→ Collected data
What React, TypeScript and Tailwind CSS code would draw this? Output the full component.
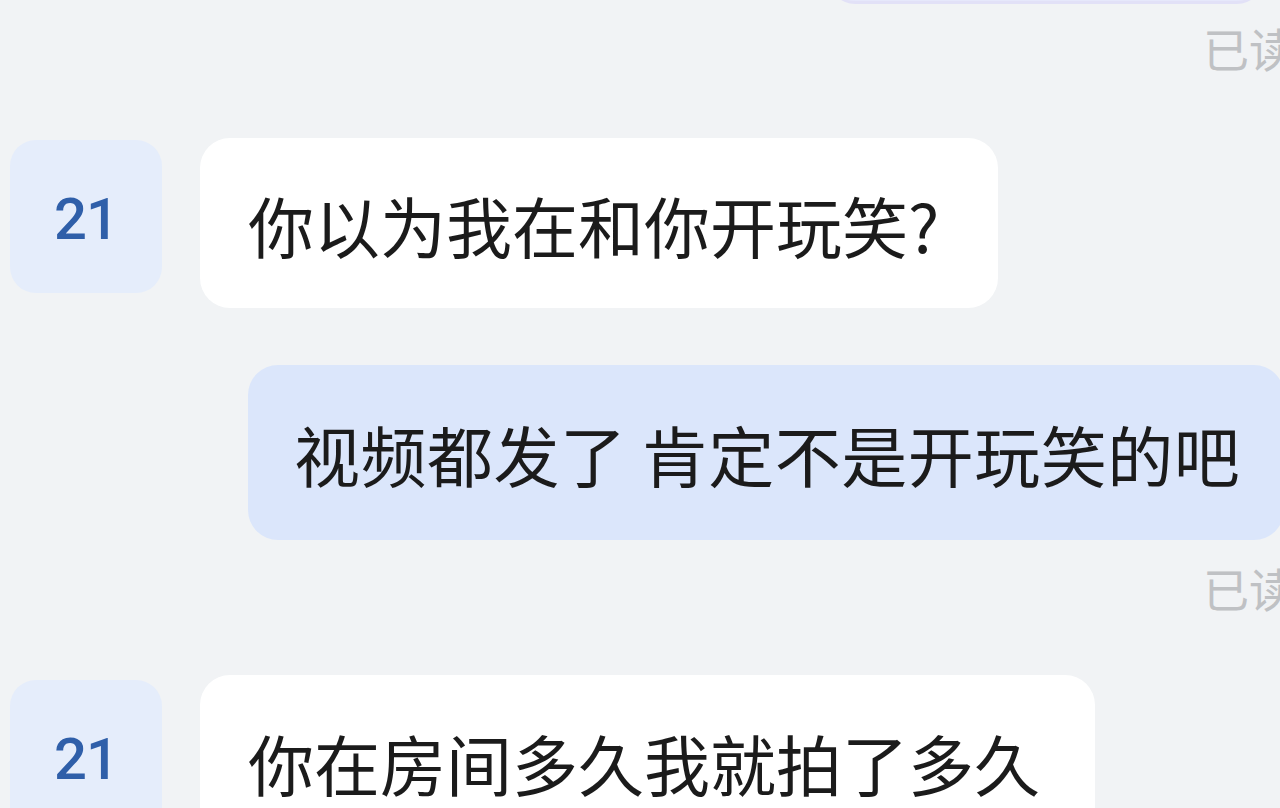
import React from "react";

const cjk = { fontFamily: '"Noto Sans CJK SC", "Noto Sans", sans-serif' };

function Avatar({ mt }: { mt: string }) {
  return (
    <div
      className={`flex h-[153px] w-[152px] shrink-0 items-center justify-center rounded-[26px] bg-[#e5edfb] ${mt}`}
    >
      <span
        className="mt-[4px] text-[58px] font-medium leading-none tracking-[-1px] text-[#2f5fa9]"
        style={{ fontFamily: 'Roboto, "Liberation Sans", sans-serif' }}
      >
        21
      </span>
    </div>
  );
}

function ReadMark({ mt }: { mt: string }) {
  return (
    <div className={`flex ${mt}`}>
      <span
        className="ml-[1203px] whitespace-nowrap text-[46px] leading-none text-[#bfc1c4]"
        style={cjk}
      >
        已读
      </span>
    </div>
  );
}

export default function App() {
  return (
    <div className="relative h-[808px] w-[1280px] overflow-hidden bg-[#f1f3f5]">
      <div className="flex flex-col">
        {/* previous outgoing bubble, cut off at top */}
        <div className="flex">
          <div className="ml-[829px] mt-[-40px] h-[44px] w-[434px] rounded-b-[26px] border-b-[3px] border-[#e2e1f7] bg-[#e6e8fb]" />
        </div>

        <ReadMark mt="mt-[20px]" />

        {/* incoming 1 */}
        <div className="mt-[68px] flex items-start gap-[38px] pl-[10px]">
          <Avatar mt="mt-[2px]" />
          <div
            className="flex h-[170px] items-center rounded-[30px] bg-white pl-[48px] pr-[59px] text-[66px] leading-none text-[#1b1b1b]"
            style={cjk}
          >
            <span className="mt-[2px] whitespace-nowrap">你以为我在和你开玩笑?</span>
          </div>
        </div>

        {/* outgoing */}
        <div className="mt-[57px] flex">
          <div
            className="ml-[248px] flex h-[175px] w-[1036px] shrink-0 items-center rounded-[30px] bg-[#dbe6fb] pl-[46px] text-[66px] leading-none text-[#1b1b1b]"
            style={cjk}
          >
            <span className="whitespace-nowrap tracking-[0.5px]">视频都发了 肯定不是开玩笑的吧</span>
          </div>
        </div>

        <ReadMark mt="mt-[24px]" />

        {/* incoming 2 */}
        <div className="mt-[65px] flex items-start gap-[38px] pl-[10px]">
          <Avatar mt="mt-[5px]" />
          <div
            className="flex h-[170px] w-[895px] items-center rounded-[30px] bg-white pl-[48px] text-[66px] leading-none text-[#1b1b1b]"
            style={cjk}
          >
            <span className="mt-[4px] whitespace-nowrap">你在房间多久我就拍了多久</span>
          </div>
        </div>
      </div>
    </div>
  );
}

→ What you need to do
Go through the listing above and quote it exactly, apart from its images.

→ Result
What React, TypeScript and Tailwind CSS code would draw this? Output the full component.
import React from "react";

const cjk = { fontFamily: '"Noto Sans CJK SC", "Noto Sans", sans-serif' };

function Avatar({ mt }: { mt: string }) {
  return (
    <div
      className={`flex h-[153px] w-[152px] shrink-0 items-center justify-center rounded-[26px] bg-[#e5edfb] ${mt}`}
    >
      <span
        className="mt-[4px] text-[58px] font-medium leading-none tracking-[-1px] text-[#2f5fa9]"
        style={{ fontFamily: 'Roboto, "Liberation Sans", sans-serif' }}
      >
        21
      </span>
    </div>
  );
}

function ReadMark({ mt }: { mt: string }) {
  return (
    <div className={`flex ${mt}`}>
      <span
        className="ml-[1203px] whitespace-nowrap text-[46px] leading-none text-[#bfc1c4]"
        style={cjk}
      >
        已读
      </span>
    </div>
  );
}

export default function App() {
  return (
    <div className="relative h-[808px] w-[1280px] overflow-hidden bg-[#f1f3f5]">
      <div className="flex flex-col">
        {/* previous outgoing bubble, cut off at top */}
        <div className="flex">
          <div className="ml-[829px] mt-[-40px] h-[44px] w-[434px] rounded-b-[26px] border-b-[3px] border-[#e2e1f7] bg-[#e6e8fb]" />
        </div>

        <ReadMark mt="mt-[20px]" />

        {/* incoming 1 */}
        <div className="mt-[68px] flex items-start gap-[38px] pl-[10px]">
          <Avatar mt="mt-[2px]" />
          <div
            className="flex h-[170px] items-center rounded-[30px] bg-white pl-[48px] pr-[59px] text-[66px] leading-none text-[#1b1b1b]"
            style={cjk}
          >
            <span className="mt-[2px] whitespace-nowrap">你以为我在和你开玩笑?</span>
          </div>
        </div>

        {/* outgoing */}
        <div className="mt-[57px] flex">
          <div
            className="ml-[248px] flex h-[175px] w-[1036px] shrink-0 items-center rounded-[30px] bg-[#dbe6fb] pl-[46px] text-[66px] leading-none text-[#1b1b1b]"
            style={cjk}
          >
            <span className="whitespace-nowrap tracking-[0.5px]">视频都发了 肯定不是开玩笑的吧</span>
          </div>
        </div>

        <ReadMark mt="mt-[24px]" />

        {/* incoming 2 */}
        <div className="mt-[65px] flex items-start gap-[38px] pl-[10px]">
          <Avatar mt="mt-[5px]" />
          <div
            className="flex h-[170px] w-[895px] items-center rounded-[30px] bg-white pl-[48px] text-[66px] leading-none text-[#1b1b1b]"
            style={cjk}
          >
            <span className="mt-[4px] whitespace-nowrap">你在房间多久我就拍了多久</span>
          </div>
        </div>
      </div>
    </div>
  );
}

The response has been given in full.